AIM: Copy each line in which the string "this" occurs.

SOURCE MATERIAL:
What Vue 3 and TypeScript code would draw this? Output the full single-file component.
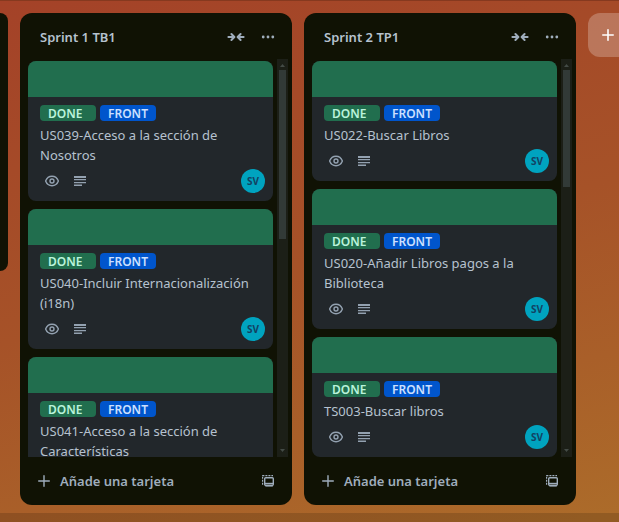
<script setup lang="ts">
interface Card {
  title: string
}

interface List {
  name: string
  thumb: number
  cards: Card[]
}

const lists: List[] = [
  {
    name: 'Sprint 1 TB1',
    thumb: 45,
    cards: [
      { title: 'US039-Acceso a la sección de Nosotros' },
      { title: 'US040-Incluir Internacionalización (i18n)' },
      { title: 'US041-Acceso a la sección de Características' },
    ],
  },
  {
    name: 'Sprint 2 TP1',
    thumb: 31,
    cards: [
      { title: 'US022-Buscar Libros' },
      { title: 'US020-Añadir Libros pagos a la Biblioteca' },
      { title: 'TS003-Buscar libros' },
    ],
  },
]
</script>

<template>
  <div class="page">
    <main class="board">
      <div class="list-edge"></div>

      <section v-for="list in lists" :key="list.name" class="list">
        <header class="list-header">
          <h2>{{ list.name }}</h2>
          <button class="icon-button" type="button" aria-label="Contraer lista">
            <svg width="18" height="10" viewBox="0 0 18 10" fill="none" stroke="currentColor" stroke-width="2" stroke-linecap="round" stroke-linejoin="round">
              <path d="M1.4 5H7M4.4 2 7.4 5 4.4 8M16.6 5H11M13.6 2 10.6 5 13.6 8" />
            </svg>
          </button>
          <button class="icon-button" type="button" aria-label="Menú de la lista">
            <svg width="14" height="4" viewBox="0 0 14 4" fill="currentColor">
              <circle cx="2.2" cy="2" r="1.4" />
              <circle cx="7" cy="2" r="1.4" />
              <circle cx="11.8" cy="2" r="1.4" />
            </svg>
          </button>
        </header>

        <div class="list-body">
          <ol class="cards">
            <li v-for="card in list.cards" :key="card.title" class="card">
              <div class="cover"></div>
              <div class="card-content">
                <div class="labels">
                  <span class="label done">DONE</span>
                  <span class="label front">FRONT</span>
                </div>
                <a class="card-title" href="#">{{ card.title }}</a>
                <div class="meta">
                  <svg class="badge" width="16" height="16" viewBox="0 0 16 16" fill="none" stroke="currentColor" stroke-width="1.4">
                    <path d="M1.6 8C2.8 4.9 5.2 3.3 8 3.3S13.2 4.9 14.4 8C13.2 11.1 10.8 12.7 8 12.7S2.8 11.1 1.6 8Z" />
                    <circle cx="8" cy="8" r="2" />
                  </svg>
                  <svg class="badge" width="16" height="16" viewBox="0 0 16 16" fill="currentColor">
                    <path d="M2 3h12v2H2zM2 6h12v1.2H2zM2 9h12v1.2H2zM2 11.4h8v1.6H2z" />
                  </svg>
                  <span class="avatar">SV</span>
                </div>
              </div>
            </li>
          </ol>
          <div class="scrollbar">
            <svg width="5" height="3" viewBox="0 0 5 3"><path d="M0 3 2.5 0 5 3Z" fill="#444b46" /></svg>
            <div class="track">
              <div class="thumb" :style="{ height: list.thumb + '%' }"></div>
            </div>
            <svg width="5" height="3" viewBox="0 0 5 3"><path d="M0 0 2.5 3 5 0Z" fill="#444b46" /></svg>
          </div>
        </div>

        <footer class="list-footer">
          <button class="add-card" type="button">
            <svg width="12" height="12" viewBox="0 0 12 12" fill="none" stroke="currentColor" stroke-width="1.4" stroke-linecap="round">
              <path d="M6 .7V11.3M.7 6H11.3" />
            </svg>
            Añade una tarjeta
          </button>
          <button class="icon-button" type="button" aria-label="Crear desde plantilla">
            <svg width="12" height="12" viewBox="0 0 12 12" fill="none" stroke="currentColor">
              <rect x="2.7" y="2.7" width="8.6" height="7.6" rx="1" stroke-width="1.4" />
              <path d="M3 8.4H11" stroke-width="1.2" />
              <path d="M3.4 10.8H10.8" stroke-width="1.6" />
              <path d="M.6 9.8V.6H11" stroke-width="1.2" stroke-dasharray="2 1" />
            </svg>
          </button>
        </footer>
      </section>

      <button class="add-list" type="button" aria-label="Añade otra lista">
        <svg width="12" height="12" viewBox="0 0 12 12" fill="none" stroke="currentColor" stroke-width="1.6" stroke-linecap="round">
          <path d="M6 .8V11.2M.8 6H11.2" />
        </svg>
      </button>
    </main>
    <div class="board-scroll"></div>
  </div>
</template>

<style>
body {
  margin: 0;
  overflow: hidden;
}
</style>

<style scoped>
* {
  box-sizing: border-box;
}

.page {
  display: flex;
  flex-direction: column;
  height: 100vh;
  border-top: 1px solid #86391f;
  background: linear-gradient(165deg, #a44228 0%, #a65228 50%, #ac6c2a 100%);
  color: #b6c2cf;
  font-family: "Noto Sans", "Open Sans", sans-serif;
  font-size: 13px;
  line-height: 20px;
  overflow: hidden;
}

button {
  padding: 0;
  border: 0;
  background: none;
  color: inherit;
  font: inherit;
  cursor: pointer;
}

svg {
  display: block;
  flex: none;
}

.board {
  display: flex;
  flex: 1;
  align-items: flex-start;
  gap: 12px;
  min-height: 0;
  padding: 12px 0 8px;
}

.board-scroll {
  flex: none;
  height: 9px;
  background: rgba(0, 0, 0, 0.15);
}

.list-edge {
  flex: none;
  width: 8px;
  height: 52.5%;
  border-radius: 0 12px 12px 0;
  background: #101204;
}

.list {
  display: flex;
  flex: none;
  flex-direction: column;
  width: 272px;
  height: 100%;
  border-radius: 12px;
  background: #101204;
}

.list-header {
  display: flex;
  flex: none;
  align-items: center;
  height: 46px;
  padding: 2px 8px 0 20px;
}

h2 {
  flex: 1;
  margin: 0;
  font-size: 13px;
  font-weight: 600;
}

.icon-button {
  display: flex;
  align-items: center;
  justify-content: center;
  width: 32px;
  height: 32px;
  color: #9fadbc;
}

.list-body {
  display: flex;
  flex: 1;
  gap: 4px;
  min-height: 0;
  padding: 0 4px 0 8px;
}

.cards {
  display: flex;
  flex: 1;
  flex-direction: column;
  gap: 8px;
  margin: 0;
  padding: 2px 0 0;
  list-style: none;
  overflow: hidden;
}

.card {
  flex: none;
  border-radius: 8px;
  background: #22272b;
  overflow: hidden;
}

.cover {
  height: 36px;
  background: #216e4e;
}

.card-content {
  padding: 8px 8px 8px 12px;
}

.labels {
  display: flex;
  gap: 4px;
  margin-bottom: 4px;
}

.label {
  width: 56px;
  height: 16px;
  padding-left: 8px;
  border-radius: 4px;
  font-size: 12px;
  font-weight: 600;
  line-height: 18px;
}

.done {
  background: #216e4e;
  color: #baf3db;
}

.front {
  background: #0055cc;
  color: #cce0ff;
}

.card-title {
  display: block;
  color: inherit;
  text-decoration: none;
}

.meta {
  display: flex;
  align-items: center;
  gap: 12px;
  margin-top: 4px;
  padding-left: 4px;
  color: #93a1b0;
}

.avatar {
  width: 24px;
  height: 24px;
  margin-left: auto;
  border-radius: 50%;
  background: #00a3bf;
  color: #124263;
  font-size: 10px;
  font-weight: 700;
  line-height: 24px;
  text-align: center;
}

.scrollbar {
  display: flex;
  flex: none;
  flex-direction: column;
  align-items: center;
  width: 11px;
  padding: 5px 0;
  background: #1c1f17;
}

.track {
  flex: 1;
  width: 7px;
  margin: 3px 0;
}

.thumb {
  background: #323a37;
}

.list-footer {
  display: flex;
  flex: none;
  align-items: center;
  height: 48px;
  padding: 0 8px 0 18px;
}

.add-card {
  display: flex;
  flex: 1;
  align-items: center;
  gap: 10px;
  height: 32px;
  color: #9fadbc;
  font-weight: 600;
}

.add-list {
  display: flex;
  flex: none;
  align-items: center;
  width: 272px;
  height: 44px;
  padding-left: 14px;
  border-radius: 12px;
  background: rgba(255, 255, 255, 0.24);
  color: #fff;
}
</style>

---

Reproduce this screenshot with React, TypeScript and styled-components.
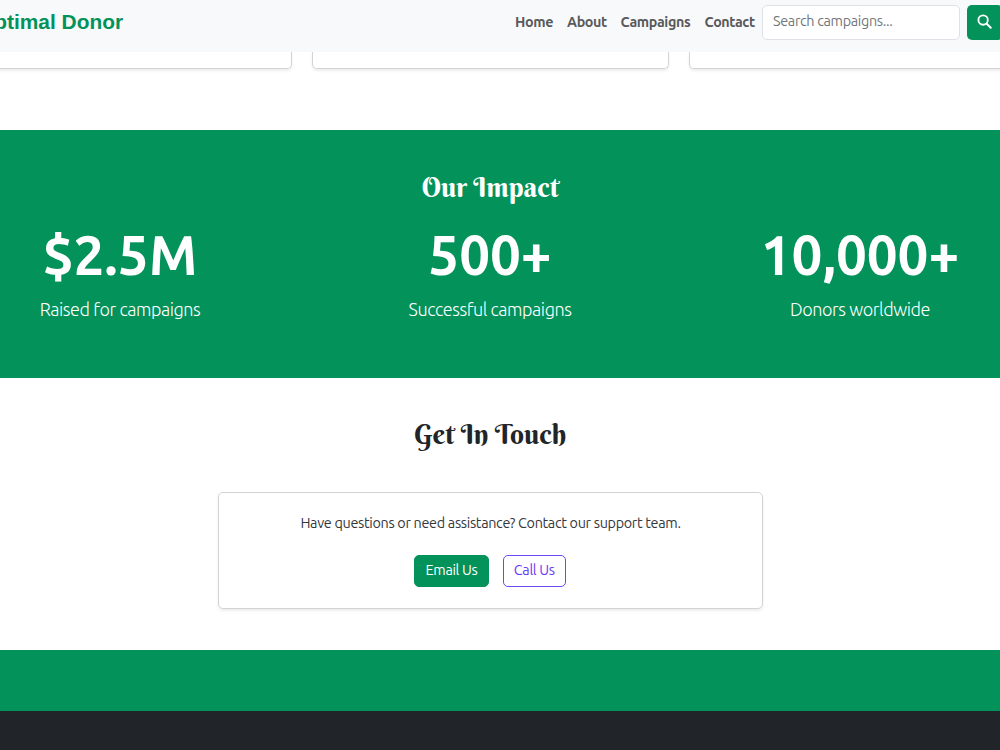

REPLY TO THE TASK:
What Vue 3 and TypeScript code would draw this? Output the full single-file component.
Reproduce this screenshot with React, TypeScript and styled-components.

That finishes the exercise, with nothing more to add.